■ Work to do
Every line from the start of the records through the line with "FaGooglePlusG, FaCheck, FaInfoCircle" is to be written out exactly; pictures are not.

%%

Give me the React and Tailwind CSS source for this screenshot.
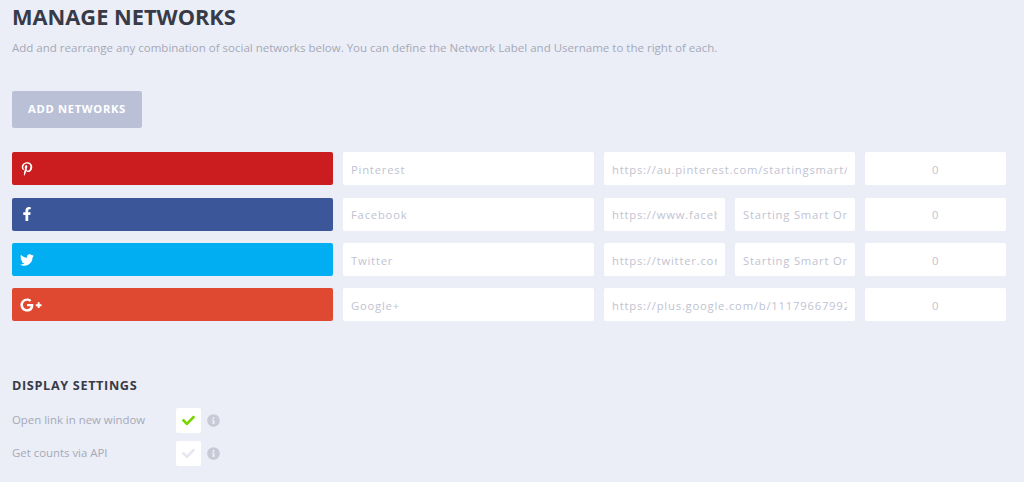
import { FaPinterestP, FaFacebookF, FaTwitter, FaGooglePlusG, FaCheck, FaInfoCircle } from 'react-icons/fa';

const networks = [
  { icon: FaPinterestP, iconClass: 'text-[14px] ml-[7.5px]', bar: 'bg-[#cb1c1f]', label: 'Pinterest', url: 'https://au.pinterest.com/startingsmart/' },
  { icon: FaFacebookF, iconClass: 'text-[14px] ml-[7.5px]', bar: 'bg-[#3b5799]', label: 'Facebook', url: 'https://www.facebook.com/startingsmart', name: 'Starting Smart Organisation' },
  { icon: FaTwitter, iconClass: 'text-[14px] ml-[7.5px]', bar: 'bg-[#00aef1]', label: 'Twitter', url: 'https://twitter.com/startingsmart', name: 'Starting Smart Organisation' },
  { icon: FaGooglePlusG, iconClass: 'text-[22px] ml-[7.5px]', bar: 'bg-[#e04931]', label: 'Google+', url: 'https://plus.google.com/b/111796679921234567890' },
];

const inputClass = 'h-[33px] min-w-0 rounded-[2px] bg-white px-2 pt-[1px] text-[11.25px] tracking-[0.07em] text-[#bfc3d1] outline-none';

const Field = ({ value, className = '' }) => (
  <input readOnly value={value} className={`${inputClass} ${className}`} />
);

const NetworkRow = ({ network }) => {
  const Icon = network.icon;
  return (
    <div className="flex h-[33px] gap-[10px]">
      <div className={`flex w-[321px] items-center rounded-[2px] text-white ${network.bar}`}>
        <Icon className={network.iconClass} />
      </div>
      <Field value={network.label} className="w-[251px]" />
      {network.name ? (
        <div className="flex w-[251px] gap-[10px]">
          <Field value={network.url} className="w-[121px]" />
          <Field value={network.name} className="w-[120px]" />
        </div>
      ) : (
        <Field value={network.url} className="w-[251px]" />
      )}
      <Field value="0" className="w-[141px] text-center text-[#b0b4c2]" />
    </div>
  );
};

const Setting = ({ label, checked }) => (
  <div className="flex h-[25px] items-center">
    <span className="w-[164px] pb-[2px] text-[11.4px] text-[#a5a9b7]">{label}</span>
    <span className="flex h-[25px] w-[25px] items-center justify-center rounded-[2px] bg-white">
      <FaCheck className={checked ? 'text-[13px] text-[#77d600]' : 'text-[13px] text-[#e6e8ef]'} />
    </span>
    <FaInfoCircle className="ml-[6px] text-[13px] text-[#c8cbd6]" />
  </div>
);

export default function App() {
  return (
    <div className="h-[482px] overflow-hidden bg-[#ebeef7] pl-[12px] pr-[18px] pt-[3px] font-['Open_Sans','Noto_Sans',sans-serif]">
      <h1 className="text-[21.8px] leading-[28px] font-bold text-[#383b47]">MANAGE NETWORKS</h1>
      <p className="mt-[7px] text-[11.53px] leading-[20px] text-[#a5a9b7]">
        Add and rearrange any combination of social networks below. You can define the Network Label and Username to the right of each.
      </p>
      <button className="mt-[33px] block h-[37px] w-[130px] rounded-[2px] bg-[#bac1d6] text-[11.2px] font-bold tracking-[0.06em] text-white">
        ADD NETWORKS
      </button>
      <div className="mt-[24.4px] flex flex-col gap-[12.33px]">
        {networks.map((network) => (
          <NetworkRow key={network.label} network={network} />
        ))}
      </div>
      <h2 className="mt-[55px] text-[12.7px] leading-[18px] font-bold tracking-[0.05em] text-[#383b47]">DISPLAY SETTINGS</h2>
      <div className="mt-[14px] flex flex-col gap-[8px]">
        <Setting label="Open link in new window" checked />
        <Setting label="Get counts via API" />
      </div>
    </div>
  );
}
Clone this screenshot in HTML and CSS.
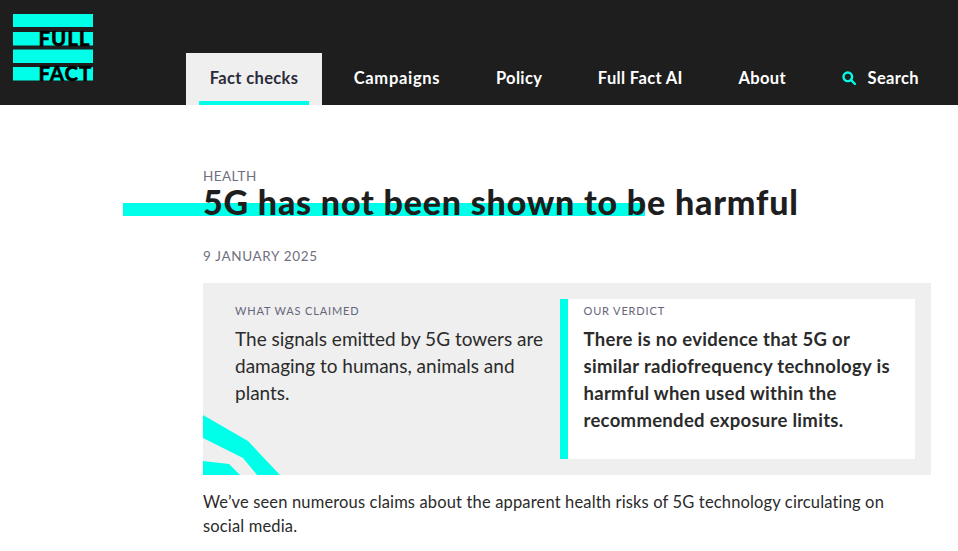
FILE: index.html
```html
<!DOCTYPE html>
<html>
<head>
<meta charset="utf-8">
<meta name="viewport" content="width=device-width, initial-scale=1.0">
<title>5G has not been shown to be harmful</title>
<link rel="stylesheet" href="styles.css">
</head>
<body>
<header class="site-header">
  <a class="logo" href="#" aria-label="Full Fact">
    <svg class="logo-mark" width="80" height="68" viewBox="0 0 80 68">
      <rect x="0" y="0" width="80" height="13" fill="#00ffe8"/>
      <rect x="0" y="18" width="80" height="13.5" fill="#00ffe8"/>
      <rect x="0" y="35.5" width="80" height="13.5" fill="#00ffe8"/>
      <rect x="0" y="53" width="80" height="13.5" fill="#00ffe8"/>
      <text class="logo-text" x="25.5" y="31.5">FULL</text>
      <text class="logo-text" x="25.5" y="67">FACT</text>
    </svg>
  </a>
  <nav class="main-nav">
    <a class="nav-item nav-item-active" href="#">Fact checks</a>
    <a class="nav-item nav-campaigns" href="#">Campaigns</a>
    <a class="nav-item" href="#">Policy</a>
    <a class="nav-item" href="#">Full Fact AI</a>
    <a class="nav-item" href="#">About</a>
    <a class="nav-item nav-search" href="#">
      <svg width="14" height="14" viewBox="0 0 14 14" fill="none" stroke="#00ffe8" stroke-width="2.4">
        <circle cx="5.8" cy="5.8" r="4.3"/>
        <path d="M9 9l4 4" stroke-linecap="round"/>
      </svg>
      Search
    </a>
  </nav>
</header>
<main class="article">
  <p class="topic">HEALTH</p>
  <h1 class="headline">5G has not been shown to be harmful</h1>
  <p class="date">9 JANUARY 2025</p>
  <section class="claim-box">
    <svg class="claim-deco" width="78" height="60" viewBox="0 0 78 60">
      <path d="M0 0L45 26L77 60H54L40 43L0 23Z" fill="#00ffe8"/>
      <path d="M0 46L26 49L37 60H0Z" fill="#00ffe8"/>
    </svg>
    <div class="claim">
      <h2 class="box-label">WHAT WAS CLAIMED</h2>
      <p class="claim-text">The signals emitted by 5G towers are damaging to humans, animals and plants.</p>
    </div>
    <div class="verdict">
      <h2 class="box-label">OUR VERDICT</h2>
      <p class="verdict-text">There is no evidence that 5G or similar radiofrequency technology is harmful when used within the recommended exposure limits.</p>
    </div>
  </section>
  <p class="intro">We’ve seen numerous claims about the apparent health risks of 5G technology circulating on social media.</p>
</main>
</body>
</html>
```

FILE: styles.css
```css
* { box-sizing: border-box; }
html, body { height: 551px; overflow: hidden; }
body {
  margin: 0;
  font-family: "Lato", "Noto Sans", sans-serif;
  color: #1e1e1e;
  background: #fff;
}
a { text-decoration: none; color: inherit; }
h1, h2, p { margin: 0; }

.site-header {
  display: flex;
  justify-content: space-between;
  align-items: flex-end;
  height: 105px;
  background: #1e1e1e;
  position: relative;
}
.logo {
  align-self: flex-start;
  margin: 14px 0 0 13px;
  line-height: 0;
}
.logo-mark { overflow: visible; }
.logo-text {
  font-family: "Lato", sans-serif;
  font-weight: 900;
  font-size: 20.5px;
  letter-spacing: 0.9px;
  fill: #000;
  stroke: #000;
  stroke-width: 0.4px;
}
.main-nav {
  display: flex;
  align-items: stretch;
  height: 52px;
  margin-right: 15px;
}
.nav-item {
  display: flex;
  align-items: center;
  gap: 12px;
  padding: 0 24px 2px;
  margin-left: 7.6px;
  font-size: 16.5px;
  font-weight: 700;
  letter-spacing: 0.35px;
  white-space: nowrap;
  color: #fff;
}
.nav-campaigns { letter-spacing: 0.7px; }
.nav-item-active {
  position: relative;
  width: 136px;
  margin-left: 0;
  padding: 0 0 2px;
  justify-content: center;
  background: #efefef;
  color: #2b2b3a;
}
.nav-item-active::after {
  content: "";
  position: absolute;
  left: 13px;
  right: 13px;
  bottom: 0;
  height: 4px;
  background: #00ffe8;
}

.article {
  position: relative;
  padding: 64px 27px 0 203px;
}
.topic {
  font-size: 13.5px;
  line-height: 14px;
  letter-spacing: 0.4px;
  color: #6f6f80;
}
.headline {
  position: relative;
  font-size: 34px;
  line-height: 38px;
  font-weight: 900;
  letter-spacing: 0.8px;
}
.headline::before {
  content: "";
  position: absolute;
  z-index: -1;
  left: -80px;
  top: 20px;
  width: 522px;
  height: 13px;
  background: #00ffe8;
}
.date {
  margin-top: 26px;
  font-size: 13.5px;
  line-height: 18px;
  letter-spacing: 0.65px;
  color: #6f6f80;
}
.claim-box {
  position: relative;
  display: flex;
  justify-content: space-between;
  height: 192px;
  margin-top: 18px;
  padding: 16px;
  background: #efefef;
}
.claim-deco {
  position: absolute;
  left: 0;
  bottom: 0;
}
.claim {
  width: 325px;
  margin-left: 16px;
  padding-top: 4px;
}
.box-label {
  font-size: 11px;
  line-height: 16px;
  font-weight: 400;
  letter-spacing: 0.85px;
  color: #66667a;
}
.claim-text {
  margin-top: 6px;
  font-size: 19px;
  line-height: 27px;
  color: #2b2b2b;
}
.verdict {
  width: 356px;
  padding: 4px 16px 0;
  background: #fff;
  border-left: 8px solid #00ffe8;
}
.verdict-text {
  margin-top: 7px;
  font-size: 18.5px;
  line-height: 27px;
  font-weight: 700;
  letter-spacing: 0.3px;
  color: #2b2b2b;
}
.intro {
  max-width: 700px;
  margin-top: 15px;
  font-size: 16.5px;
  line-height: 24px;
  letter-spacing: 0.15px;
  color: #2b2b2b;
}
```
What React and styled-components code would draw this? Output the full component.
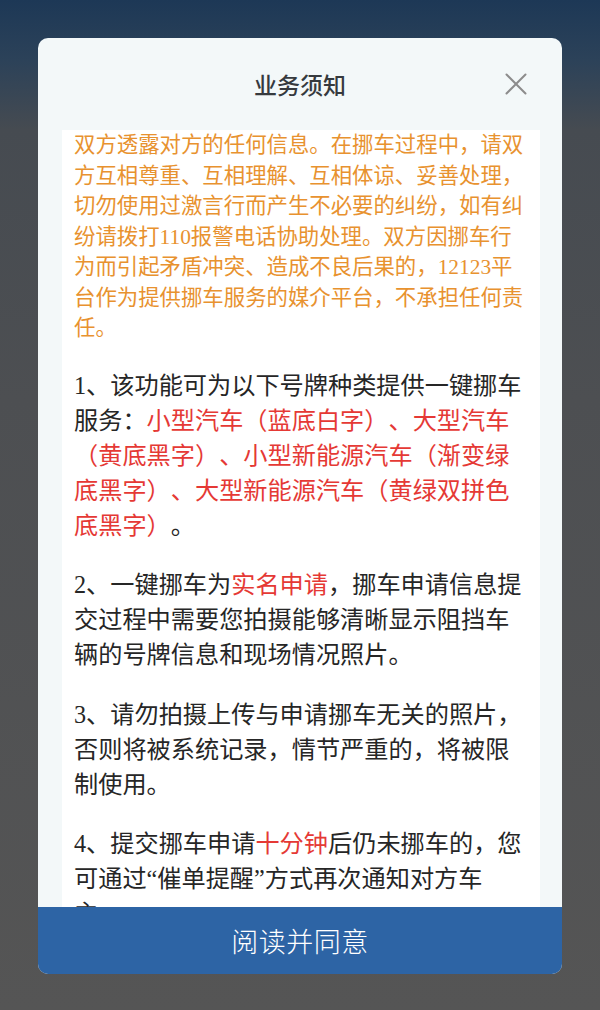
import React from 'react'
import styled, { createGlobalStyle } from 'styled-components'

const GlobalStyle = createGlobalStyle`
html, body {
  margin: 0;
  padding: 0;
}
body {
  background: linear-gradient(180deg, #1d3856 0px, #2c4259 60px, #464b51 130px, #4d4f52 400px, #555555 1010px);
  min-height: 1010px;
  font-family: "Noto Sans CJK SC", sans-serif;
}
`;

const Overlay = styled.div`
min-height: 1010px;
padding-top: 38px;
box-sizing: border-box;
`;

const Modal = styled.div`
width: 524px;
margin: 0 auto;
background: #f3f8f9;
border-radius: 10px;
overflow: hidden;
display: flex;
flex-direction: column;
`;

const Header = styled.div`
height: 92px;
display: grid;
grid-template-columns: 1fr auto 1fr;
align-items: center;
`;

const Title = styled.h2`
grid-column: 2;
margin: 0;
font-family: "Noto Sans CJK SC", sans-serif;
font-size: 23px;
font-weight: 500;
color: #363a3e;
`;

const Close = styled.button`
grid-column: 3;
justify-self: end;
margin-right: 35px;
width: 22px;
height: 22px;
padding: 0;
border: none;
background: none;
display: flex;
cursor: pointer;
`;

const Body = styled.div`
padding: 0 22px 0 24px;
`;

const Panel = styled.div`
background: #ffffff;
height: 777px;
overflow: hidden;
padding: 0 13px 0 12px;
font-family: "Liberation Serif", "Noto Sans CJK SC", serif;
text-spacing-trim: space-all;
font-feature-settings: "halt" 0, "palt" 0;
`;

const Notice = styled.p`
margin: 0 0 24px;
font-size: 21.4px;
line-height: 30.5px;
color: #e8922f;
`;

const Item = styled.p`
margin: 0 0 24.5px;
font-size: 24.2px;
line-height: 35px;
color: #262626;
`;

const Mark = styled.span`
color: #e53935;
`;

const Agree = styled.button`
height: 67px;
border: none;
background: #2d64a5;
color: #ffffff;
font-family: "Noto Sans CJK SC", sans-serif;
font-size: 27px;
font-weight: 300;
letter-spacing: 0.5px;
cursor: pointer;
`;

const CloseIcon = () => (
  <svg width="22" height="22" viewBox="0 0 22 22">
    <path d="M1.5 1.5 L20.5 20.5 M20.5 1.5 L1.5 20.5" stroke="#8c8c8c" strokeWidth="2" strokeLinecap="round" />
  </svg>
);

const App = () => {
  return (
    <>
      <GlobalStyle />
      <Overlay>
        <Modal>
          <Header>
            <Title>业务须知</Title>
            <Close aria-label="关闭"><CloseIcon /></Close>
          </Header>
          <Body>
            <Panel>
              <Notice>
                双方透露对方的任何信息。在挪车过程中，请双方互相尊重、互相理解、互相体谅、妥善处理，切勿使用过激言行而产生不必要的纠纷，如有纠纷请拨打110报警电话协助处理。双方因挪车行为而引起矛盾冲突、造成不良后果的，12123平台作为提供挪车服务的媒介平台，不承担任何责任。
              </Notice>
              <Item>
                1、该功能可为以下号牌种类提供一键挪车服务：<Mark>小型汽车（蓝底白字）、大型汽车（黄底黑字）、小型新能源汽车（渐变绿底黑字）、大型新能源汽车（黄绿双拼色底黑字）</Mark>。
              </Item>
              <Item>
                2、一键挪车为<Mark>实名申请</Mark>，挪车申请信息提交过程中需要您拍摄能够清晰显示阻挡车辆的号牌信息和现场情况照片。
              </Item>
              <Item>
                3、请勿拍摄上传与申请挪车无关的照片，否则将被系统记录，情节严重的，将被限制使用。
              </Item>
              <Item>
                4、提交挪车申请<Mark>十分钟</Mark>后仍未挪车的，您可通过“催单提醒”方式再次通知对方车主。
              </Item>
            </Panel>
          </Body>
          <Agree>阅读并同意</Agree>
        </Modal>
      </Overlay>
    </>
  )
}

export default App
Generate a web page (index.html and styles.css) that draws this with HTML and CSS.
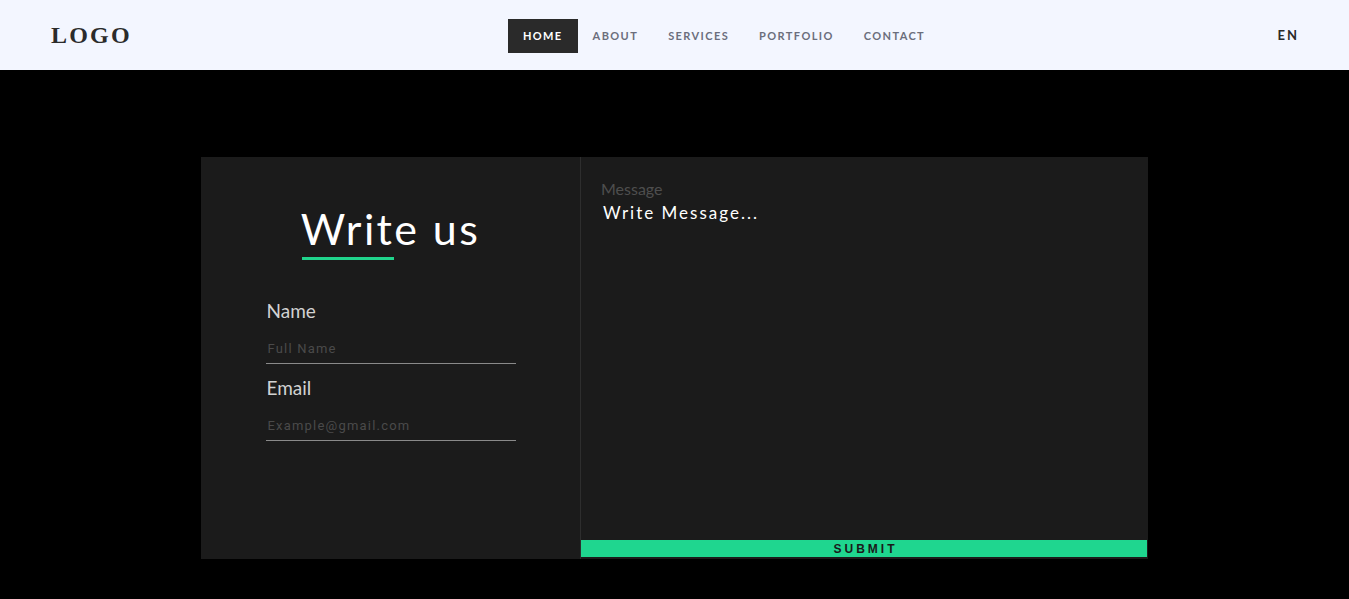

%%

■ Result of the task
Give me the React and Tailwind CSS source for this screenshot.
import { FaPinterestP, FaFacebookF, FaTwitter, FaGooglePlusG, FaCheck, FaInfoCircle } from 'react-icons/fa';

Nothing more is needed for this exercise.